11. Negative and Positive Politeness

Positive Politeness: FTA (Face-threatening acts) performed with softening action. Strategies oriented towards positive face of the hearer. e.g. strategies seeking common ground or co-operation, such as in jokes or offers “Wash your hands, honey.” Strategies:

  • Notice and attend to H’s wants and needs
  • Exaggerate interest, approval, sympathy
  • Use in-group identity markers
  • Seek agreement/avoid disagreement
  • Assert common ground
  • Joke
  • Be optimistic
  • Give offers, promises, reasons, sympathy understanding, cooperation

Negative Politeness: FTA performed with softening action. Strategies oriented towards negative face of the hearer. e.g. indirect formulation “Would you mind washing your hands?” Strategies:

  • Be indirect
  • Be pessimistic
  • Minimize imposition
  • Give deference
  • Apologize
  • Depersonalize (avoid ‘you’, ‘I’)

12. Prototypical Cases in Irony Comprehension

  1. Fast irony interpretation when the interpretation of explicit content has just started.
  2. Ironic interpretation half-way through the interpretation of the utterance.
  3. Ironic interpretation at the end of the interpretation of the utterance.
  4. Explicit interpretation and ironic interpretation intended and in parallel.
  5. Explicit interpretation first, ironic interpretation at a subsequent stage.
  6. Ironic interpretation undetected.

13. How Pragmatics Conceptualizes Human Communication

14. Intercultural Problems of Non-Verbal Communication (Poyatos)

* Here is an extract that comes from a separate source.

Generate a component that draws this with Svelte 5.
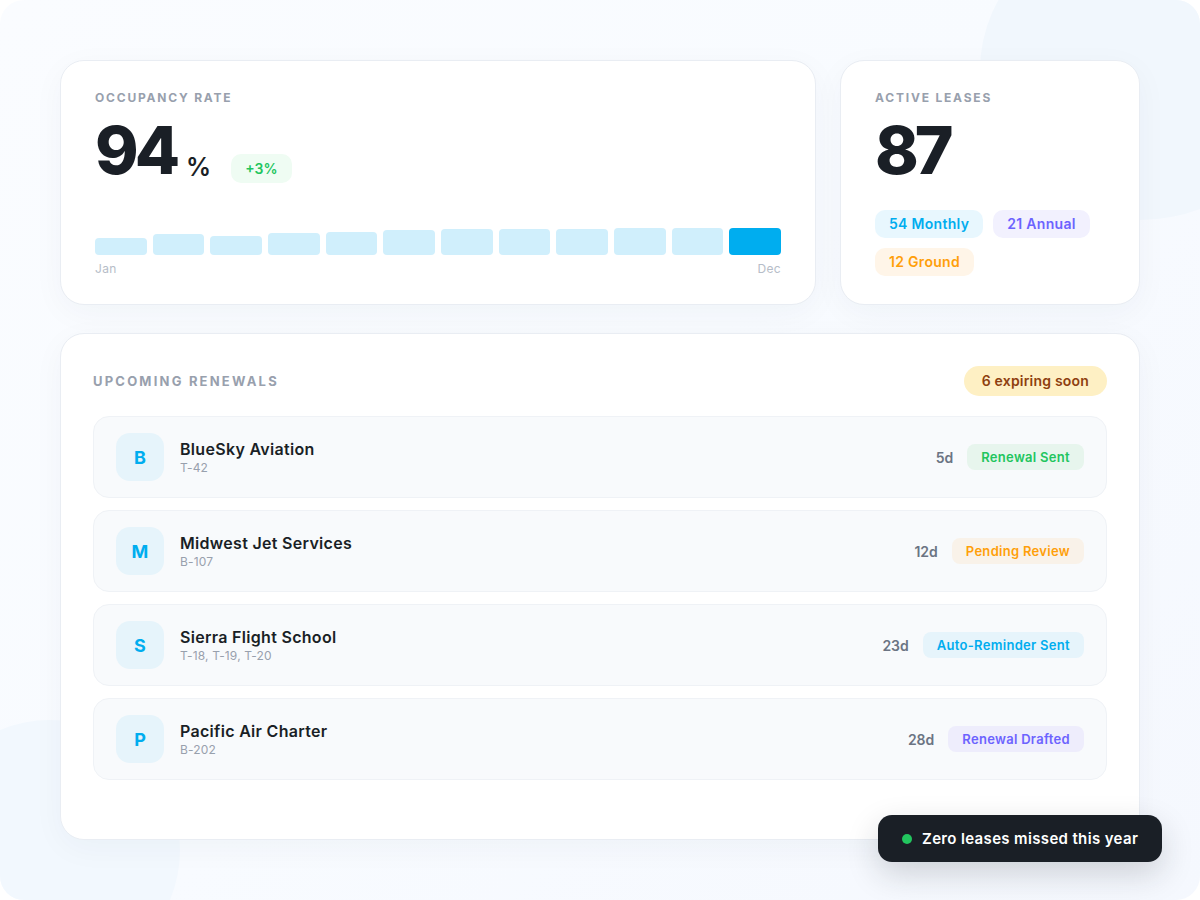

a) The realization of the nonverbal behavior is different in both cultures.

b) The nonverbal behavior is typical of one culture and does not exist in other culture.

c) The nonverbal behavior is the same in both cultures but the meaning ascribed to it is different in each culture.

d) The nonverbal behavior is the same in both cultures but it has more variants and extended meanings in one culture than in the other.

Identify the ironic strategy, the contextual sources being activated and the prototypical case corresponding to this situation:

Tom: Sorry, just a second, I need to call my boss right now (looking at some heavy boxes on front of him)

Ann: I’ll never be able to repay your help.